The letter also proposes that “WSJ journalists should not be reprimanded for writing about errors published in Opinion, whether we make those observations in our articles, on social media, or elsewhere.”
Paul Mirengoff at PowerLine noted:
One of the complaints focused on the publication of a column by Heather MacDonald. The letter noted that “employees of color publicly spoke out about the pain [MacDonald’s] Opinion piece caused them during company-held discussions surrounding diversity initiatives.” Poor babies.
In a sharp-penned response, the Journal editorial page posted "A Note to Readers" on Thursday:
We’ve been gratified this week by the outpouring of support from readers after some 280 of our Wall Street Journal colleagues signed (and someone leaked) a letter to our publisher criticizing the opinion pages. But the support has often been mixed with concern that perhaps the letter will cause us to change our principles and content. On that point, reassurance is in order.
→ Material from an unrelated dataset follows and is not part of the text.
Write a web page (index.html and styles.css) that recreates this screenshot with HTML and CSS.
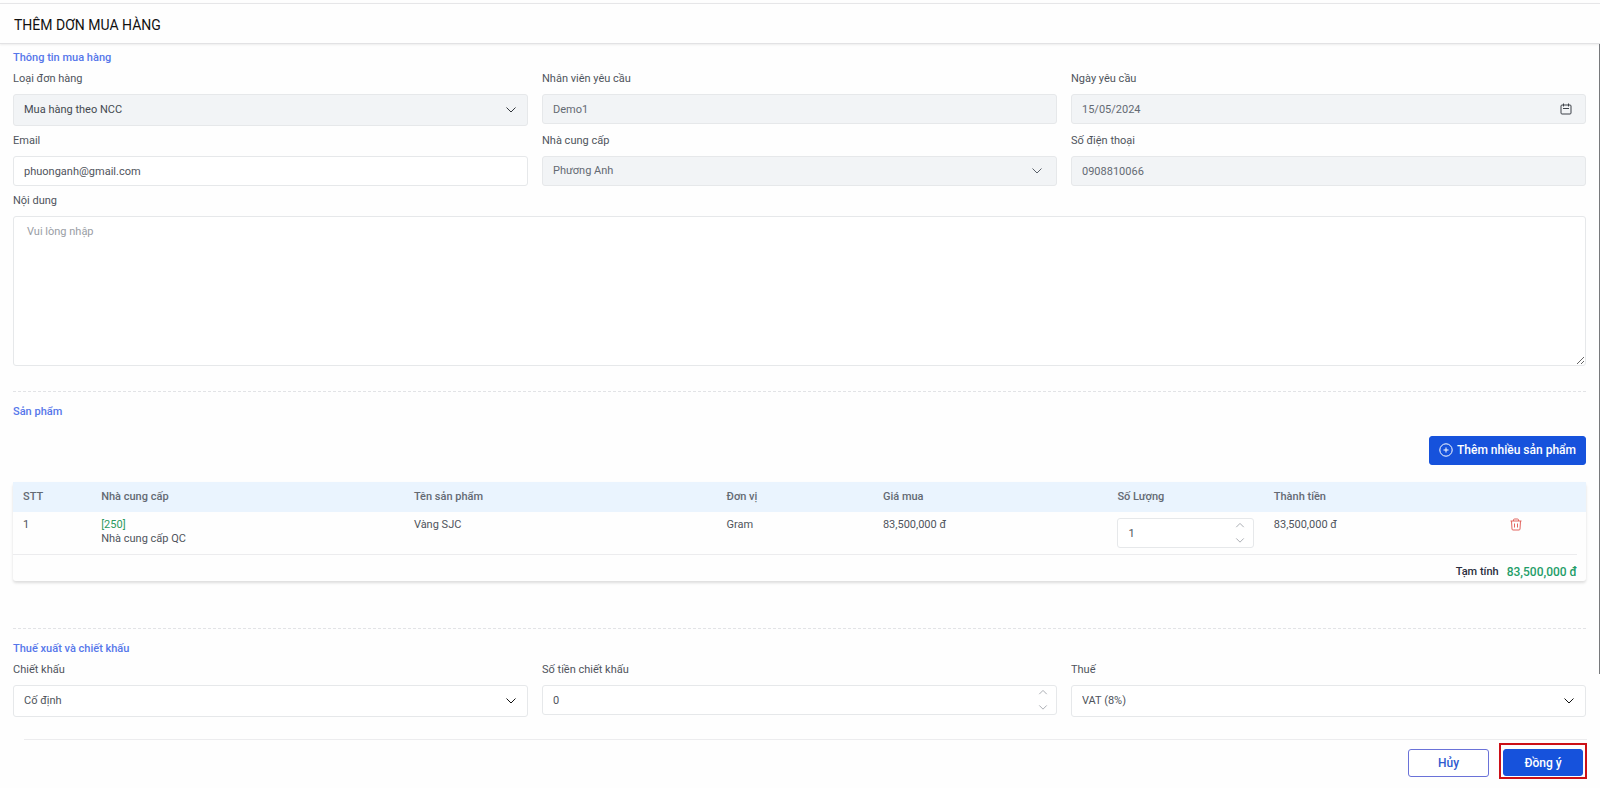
FILE: index.html
```html
<!DOCTYPE html>
<html lang="vi">
<head>
<meta charset="utf-8">
<meta name="viewport" content="width=device-width, initial-scale=1">
<title>Thêm đơn mua hàng</title>
<link rel="stylesheet" href="styles.css">
</head>
<body>
<svg class="sprite" aria-hidden="true">
  <symbol id="chev-down" viewBox="0 0 12 8"><path d="M1.5 1.5 6 6l4.500-4.500"/></symbol>
  <symbol id="chev-up" viewBox="0 0 12 8"><path d="M1.500 6 6 1.500 10.500 6"/></symbol>
</svg>
<header class="page-header"><h1 class="page-title">THÊM DƠN MUA HÀNG</h1></header>
<main class="page-body">
  <section class="section">
    <h2 class="section-title">Thông tin mua hàng</h2>
    <div class="form-grid">
      <div class="field">
        <label class="label" for="type">Loại đơn hàng</label>
        <div class="control">
          <select class="input input-tall input-muted input-dark" id="type"><option>Mua hàng theo NCC</option></select>
          <svg class="chevron"><use href="#chev-down"/></svg>
        </div>
      </div>
      <div class="field">
        <label class="label" for="staff">Nhân viên yêu cầu</label>
        <input class="input input-muted" id="staff" type="text" value="Demo1" readonly>
      </div>
      <div class="field">
        <label class="label" for="date">Ngày yêu cầu</label>
        <div class="control">
          <input class="input input-muted" id="date" type="text" value="15/05/2024" readonly>
          <svg class="calendar" viewBox="0 0 12 12"><rect x="1" y="2" width="10" height="9" rx="1"/><path d="M3.500 0.500v3M8.500 0.500v3M3 5.500h6"/></svg>
        </div>
      </div>
      <div class="field">
        <label class="label" for="email">Email</label>
        <input class="input" id="email" type="email" value="phuonganh@gmail.com">
      </div>
      <div class="field">
        <label class="label" for="supplier">Nhà cung cấp</label>
        <div class="control">
          <select class="input input-muted" id="supplier"><option>Phương Anh</option></select>
          <svg class="chevron chevron-inset"><use href="#chev-down"/></svg>
        </div>
      </div>
      <div class="field">
        <label class="label" for="phone">Số điện thoại</label>
        <input class="input input-muted" id="phone" type="tel" value="0908810066" readonly>
      </div>
      <div class="field field-wide">
        <label class="label" for="content">Nội dung</label>
        <textarea class="input textarea" id="content" placeholder="Vui lòng nhập"></textarea>
      </div>
    </div>
  </section>

  <section class="section section-ruled">
    <h2 class="section-title">Sản phẩm</h2>
    <div class="toolbar">
      <button class="btn btn-add" type="button">
        <svg class="plus" viewBox="0 0 14 14"><circle cx="7" cy="7" r="6.200"/><path d="M7 4.500v5M4.500 7h5"/></svg>
        <span>Thêm nhiều sản phẩm</span>
      </button>
    </div>
    <div class="card">
      <table class="products">
        <colgroup><col class="w1"><col class="w4"><col class="w4"><col class="w2"><col class="w3"><col class="w2"><col class="w2"><col></colgroup>
        <thead>
          <tr><th>STT</th><th>Nhà cung cấp</th><th>Tên sản phẩm</th><th>Đơn vị</th><th>Giá mua</th><th>Số Lượng</th><th>Thành tiền</th><td></td></tr>
        </thead>
        <tbody>
          <tr>
            <td>1</td>
            <td><span class="code">[250]</span><br>Nhà cung cấp QC</td>
            <td>Vàng SJC</td>
            <td>Gram</td>
            <td>83,500,000 đ</td>
            <td>
              <div class="control">
                <input class="input" type="text" inputmode="numeric" value="1" aria-label="Số Lượng">
                <span class="spinner"><svg><use href="#chev-up"/></svg><svg><use href="#chev-down"/></svg></span>
              </div>
            </td>
            <td>83,500,000 đ</td>
            <td class="action-cell">
              <button class="trash" type="button" aria-label="Xóa"><svg viewBox="0 0 12 12"><path d="M0.500 2.500h11M3.500 2.500v-1q0-1 1-1h3q1 0 1 1v1M1.500 2.500l.5 8q0 1 1 1h6q1 0 1-1l.5-8M4.500 5v4M7.500 5v4"/></svg></button>
            </td>
          </tr>
        </tbody>
      </table>
      <div class="subtotal"><span>Tạm tính</span><strong class="subtotal-value">83,500,000 đ</strong></div>
    </div>
  </section>

  <section class="section section-ruled section-tax">
    <h2 class="section-title">Thuế xuất và chiết khấu</h2>
    <div class="form-grid">
      <div class="field">
        <label class="label" for="discount">Chiết khấu</label>
        <div class="control">
          <select class="input input-tall" id="discount"><option>Cố định</option></select>
          <svg class="chevron chevron-dark"><use href="#chev-down"/></svg>
        </div>
      </div>
      <div class="field">
        <label class="label" for="amount">Số tiền chiết khấu</label>
        <div class="control">
          <input class="input" id="amount" type="text" inputmode="numeric" value="0">
          <span class="spinner"><svg><use href="#chev-up"/></svg><svg><use href="#chev-down"/></svg></span>
        </div>
      </div>
      <div class="field">
        <label class="label" for="tax">Thuế</label>
        <div class="control">
          <select class="input input-tall" id="tax"><option>VAT (8%)</option></select>
          <svg class="chevron chevron-dark"><use href="#chev-down"/></svg>
        </div>
      </div>
    </div>
  </section>
</main>
<footer class="page-footer">
  <button class="btn btn-outline" type="button">Hủy</button>
  <div class="highlight"><button class="btn btn-confirm" type="button">Đồng ý</button></div>
</footer>
<div class="scroll-thumb"></div>
</body>
</html>
```

FILE: styles.css
```css
* { box-sizing: border-box; }

body {
  margin: 0;
  background: #fefefe;
  color: #4f545c;
  font: 11px/14px Roboto, "Noto Sans", sans-serif;
}

.sprite { display: none; }
svg { fill: none; stroke: currentColor; }
button, input, select, textarea { font: inherit; color: inherit; }

.page-header {
  margin-top: 3px;
  padding: 12px 14px 8px;
  border-top: 1px solid #e6e6e8;
  border-bottom: 1px solid #e2e2e4;
  box-shadow: 0 1px 2px #00000012;
}

.page-title {
  margin: 0;
  color: #111;
  font-size: 14px;
  font-weight: 400;
  line-height: 19px;
}

.page-body { padding: 6px 14px 0 13px; }

.section-title {
  margin: 0 0 5px;
  color: #5677ea;
  font-size: 11px;
  font-weight: 500;
  line-height: 16px;
}

.section-ruled {
  margin-top: 25px;
  padding-top: 12px;
  border-top: 1px dashed #e2e3e6;
}

.section-tax { margin-top: 47px; }

.form-grid {
  display: grid;
  grid-template-columns: repeat(3, 1fr);
  gap: 7px 14px;
  align-items: start;
}

.field-wide { grid-column: 1 / -1; }

.label {
  display: block;
  margin-bottom: 7px;
  line-height: 16px;
}

.control { position: relative; }

.input {
  display: block;
  width: 100%;
  height: 30px;
  padding: 0 10px;
  border: 1px solid #e6e8ea;
  border-radius: 3px;
  outline: 0;
  background: #fff;
  appearance: none;
}

.input-tall { height: 32px; }
.input-muted { background: #f2f4f6; color: #646a73; }
.input-dark { color: #444950; }

.textarea {
  height: 150px;
  padding: 8px 13px;
  resize: vertical;
}

.textarea::placeholder { color: #9a9ea5; }

.chevron {
  position: absolute;
  top: 50%;
  right: 11px;
  width: 12px;
  height: 8px;
  margin-top: -4px;
  color: #33373d;
  pointer-events: none;
}

.chevron-inset { right: 14px; color: #5a6069; }
.chevron-dark { color: #111; }

.calendar {
  position: absolute;
  top: 50%;
  right: 14px;
  width: 12px;
  height: 12px;
  margin-top: -6px;
  color: #3c4148;
}

.spinner {
  position: absolute;
  top: 4px;
  right: 9px;
  bottom: 4px;
  display: flex;
  flex-direction: column;
  justify-content: space-between;
  color: #9a9ea5;
}

.spinner svg { width: 10px; height: 7px; }

.toolbar {
  display: flex;
  justify-content: flex-end;
  margin: 16px 0 17px;
}

.btn {
  display: flex;
  align-items: center;
  justify-content: center;
  border: 1px solid #1652dc;
  border-radius: 3px;
  background: #1652dc;
  color: #fff;
  font-size: 12px;
  font-weight: 500;
}

.btn-add {
  gap: 4px;
  height: 29px;
  padding: 0 9px 2px;
}

.plus { width: 14px; height: 14px; }

.card {
  border-radius: 3px;
  box-shadow: 0 2px 3px #00000022;
}

.products {
  width: 100%;
  border-collapse: collapse;
  table-layout: fixed;
}

/* Column units leave the card's right inset to the action column. */
.w1 { width: 4.97%; }
.w2 { width: 9.94%; }
.w3 { width: 14.91%; }
.w4 { width: 19.88%; }

.products thead { background: #eaf4fe; }
.products th, .products td {
  padding: 6px 10px;
  text-align: left;
  vertical-align: top;
}

.products th {
  height: 30px;
  padding: 0 10px;
  color: #646a73;
  font-weight: 500;
  vertical-align: middle;
}

.products thead td { padding: 0; }
.products .action-cell { padding-left: 36px; text-align: center; }
.code { color: #2c9a5f; }

.trash {
  padding: 0;
  border: 0;
  background: none;
  color: #e2655f;
}

.trash svg { display: block; width: 12px; height: 13px; }

.subtotal {
  display: flex;
  align-items: center;
  justify-content: flex-end;
  gap: 8px;
  height: 27px;
  margin-right: 9px;
  padding-top: 8px;
  border-top: 1px solid #ececee;
  color: #2a2d3c;
  font-weight: 500;
}

.subtotal-value {
  color: #1f9d68;
  font-size: 12px;
  font-weight: 500;
}

.page-footer {
  display: flex;
  align-items: flex-start;
  justify-content: flex-end;
  gap: 10px;
  margin: 22px 13px 0 24px;
  padding-top: 3px;
  border-top: 1px solid #ececee;
}

.btn-outline {
  width: 81px;
  height: 28px;
  margin-top: 6px;
  border-color: #6a72d8;
  background: #fff;
  color: #2f5bd0;
}

.btn-confirm { width: 80px; height: 27px; }

.highlight {
  padding: 4px 2px 1px;
  border: 2px solid #cc1017;
}

.scroll-thumb {
  position: fixed;
  top: 44px;
  right: 0;
  width: 1px;
  height: 80%;
  background: #77797c;
}
```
In the spirit of collegiality, we won’t respond in kind to the letter signers. Their anxieties aren’t our responsibility in any case. The signers report to the News editors or other parts of the business, and the News and Opinion departments operate with separate staffs and editors. Both report to Publisher Almar Latour. This separation allows us to pursue stories and inform readers with independent judgment.
It was probably inevitable that the wave of progressive cancel culture would arrive at the Journal, as it has at nearly every other cultural, business, academic and journalistic institution. But we are not the New York Times. Most Journal reporters attempt to cover the news fairly and down the middle, and our opinion pages offer an alternative to the uniform progressive views that dominate nearly all of today’s media.
As long as our proprietors allow us the privilege to do so, the opinion pages will continue to publish contributors who speak their minds within the tradition of vigorous, reasoned discourse. And these columns will continue to promote the principles of free people and free markets, which are more important than ever in what is a culture of growing progressive conformity and intolerance.
On July 10, The New York Times reported a group identifying themselves as "members of the WSJ newsroom" sent a June 23 letter to editor-in-chief Matt Murray demanding "more muscular reporting on race and social inequities."
“In part because WSJ’s coverage has focused historically on industries and leadership ranks dominated by white men, many of our newsroom practices are inadequate for the present moment,” the internal agitators said.